Sure, most of the digitization was done in China... but the vast majority of the books on the site are Chinese, too. Of the 1.5 million books in the collection, almost 1 million of them are Chinese. English accounts for most of the rest at 362508 books.
1.5 million books? Ok, maybe my tastes are a bit more focussed on mathematics, physics, programming, economics, and linguistics than would be the CMU library, but I just burned 3 DVDs worth of math books alone, 12GB of PDF, at roughly 8MB/title, for 1500 titles. And that was just one week's worth of crap filtering for one man. Methinks CMU isn't really trying.
-I like my women like I like my tea: green-
Also worth asking, are you willing to learn 2000+ year old greek to read Euclid or for Euler learn Latin (the language in of scholarship in his time)? One reason that we have and use more modern math textbooks is changes in language and notation over time. Also it is often the case that the original proof is far from the best that has been found since there is now more structure developed in later works that allows either condensing or a novel approach. If you limit yourself to pre-1900 works, you throw out the vast majority of Graph Theory losing all contributions by Erdos, Kuratowski, Tutte, Ramsey, etc. Sorry, there are areas of math that need at least up to the 1950's to get major theorems.
If someone comes up and says, "oh, this book clearly proves my point" then you can easily come back with, "Interesting. What does it say?" And you're off again, arguing the truth against real facts. Don't let them escape by saying, "oh, it's complicated." Respond, "it's ok, I have time. Please explain."

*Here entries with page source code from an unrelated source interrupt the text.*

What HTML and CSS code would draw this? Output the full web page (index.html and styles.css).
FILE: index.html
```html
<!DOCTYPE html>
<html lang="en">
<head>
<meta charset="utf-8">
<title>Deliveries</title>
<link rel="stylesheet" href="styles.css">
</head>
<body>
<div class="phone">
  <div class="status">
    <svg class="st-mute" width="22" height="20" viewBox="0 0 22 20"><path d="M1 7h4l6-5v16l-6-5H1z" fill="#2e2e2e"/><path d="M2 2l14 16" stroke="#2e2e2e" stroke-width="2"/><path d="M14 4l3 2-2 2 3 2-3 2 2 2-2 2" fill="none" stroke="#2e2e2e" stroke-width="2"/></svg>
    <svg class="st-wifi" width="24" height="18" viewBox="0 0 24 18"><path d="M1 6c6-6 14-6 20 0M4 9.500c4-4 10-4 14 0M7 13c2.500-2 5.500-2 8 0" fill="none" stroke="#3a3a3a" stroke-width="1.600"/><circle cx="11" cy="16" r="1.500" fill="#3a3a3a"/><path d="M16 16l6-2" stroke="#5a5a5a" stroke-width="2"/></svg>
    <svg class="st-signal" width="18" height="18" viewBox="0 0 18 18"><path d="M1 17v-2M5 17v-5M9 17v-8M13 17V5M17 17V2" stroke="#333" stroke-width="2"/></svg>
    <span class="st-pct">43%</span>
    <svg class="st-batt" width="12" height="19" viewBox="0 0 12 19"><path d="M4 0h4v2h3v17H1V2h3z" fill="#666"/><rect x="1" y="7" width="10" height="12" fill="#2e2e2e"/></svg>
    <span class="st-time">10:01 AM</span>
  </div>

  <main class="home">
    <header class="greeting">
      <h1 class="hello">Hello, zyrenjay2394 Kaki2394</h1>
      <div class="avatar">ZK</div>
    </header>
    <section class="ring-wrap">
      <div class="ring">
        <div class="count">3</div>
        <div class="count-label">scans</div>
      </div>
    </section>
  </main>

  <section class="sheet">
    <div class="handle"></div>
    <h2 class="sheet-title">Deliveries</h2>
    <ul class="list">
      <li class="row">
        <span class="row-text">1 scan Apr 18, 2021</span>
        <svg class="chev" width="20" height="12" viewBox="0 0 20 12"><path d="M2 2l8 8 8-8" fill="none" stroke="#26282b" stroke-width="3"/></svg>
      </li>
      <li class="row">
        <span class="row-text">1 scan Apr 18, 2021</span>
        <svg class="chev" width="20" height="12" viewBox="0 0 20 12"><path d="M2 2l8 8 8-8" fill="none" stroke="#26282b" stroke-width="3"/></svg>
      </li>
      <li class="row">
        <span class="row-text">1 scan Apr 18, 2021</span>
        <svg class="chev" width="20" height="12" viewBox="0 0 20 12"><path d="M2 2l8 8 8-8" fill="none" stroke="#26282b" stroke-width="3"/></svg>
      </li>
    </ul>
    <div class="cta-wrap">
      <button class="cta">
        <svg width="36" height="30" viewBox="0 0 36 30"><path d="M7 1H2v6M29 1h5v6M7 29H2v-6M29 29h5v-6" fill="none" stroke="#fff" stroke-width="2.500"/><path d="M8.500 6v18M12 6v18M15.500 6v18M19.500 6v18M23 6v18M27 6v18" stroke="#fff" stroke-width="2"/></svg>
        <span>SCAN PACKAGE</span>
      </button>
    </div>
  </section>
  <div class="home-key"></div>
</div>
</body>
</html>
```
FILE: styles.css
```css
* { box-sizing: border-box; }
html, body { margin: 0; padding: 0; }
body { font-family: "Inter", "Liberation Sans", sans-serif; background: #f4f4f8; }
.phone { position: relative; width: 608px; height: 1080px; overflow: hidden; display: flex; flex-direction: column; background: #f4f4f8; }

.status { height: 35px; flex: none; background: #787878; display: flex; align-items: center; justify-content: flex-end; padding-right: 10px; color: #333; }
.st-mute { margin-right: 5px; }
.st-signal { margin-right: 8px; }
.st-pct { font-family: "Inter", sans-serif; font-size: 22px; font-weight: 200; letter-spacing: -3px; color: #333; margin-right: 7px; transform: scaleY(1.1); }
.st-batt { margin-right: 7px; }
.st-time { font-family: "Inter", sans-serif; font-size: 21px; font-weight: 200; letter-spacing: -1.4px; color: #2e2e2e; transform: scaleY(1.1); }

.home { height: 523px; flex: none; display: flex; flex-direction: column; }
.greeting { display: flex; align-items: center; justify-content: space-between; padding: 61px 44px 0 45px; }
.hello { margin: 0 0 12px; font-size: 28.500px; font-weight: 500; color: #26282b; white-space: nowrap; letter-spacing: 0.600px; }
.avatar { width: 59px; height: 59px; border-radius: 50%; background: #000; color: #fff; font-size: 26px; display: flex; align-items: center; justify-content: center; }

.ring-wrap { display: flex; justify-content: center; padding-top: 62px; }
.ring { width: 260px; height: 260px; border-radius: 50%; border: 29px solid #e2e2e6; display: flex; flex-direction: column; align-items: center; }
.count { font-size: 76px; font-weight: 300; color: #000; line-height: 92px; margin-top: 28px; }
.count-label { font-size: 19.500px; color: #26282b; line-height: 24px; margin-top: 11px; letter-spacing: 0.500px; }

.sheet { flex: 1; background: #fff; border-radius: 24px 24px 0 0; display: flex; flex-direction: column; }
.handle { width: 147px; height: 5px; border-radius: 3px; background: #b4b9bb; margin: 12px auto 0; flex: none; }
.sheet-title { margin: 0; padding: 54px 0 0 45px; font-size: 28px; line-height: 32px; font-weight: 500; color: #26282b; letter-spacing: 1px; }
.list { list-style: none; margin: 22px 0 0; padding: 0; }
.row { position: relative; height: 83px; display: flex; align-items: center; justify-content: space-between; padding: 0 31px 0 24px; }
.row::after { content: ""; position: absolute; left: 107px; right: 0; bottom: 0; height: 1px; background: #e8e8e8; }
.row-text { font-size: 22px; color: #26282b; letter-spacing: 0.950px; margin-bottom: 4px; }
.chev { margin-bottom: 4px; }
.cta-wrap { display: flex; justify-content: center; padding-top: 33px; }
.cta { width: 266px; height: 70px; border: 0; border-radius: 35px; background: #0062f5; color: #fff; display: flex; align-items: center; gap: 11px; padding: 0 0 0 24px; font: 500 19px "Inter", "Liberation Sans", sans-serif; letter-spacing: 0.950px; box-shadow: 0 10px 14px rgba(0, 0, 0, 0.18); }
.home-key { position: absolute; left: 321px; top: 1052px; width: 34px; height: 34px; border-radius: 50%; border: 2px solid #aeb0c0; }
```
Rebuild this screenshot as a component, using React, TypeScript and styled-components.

The point is, make your goal to find out the truth, and you will always win. Don't defend ideas anymore once you know them to be false. Switch over as soon as you know you are wrong, and you will always be right. Not to mention switching drives your opponent batty.
Qxe4
If you really want access, then you have to pay up and/or take the extra time to find somewhere you can get them for free.
First, in my field (astrophysics) most articles are now e-printed or at least opened up after a few years. ApJ (Astrophysical Journal) has unrestricted access to all articles older than 3 years and all articles older than 1996 are available at a free NASA/Harvard site (ADS). So basically, unless you want the absolute latest articles (which for most things you don't need) you can get them for free (and even then usually through arxiv). And if you need the latest article then, as you said, pay the fee and buy it.
Second, if you need some kind of technical book, talk to the librarians. Most of them will try to help and you can usually get it for free (or a small fee) through an inter-library loan. It might take a few weeks, but you can definitely do it without even leaving the library.
Third, take a look at the universities near you. Most allow open access to the stacks and computers. You can spend a whole day reading a book or using the university computers to access journals without paying anything. Some even allow borrowing privileges for free or for a fee. Take a look at Columbia in New York City or UCLA.
So yes, public libraries don't have journals. They're far from dead though, because they don't serve that need. If you really want those sort of things, then you need to go out there and get access yourself.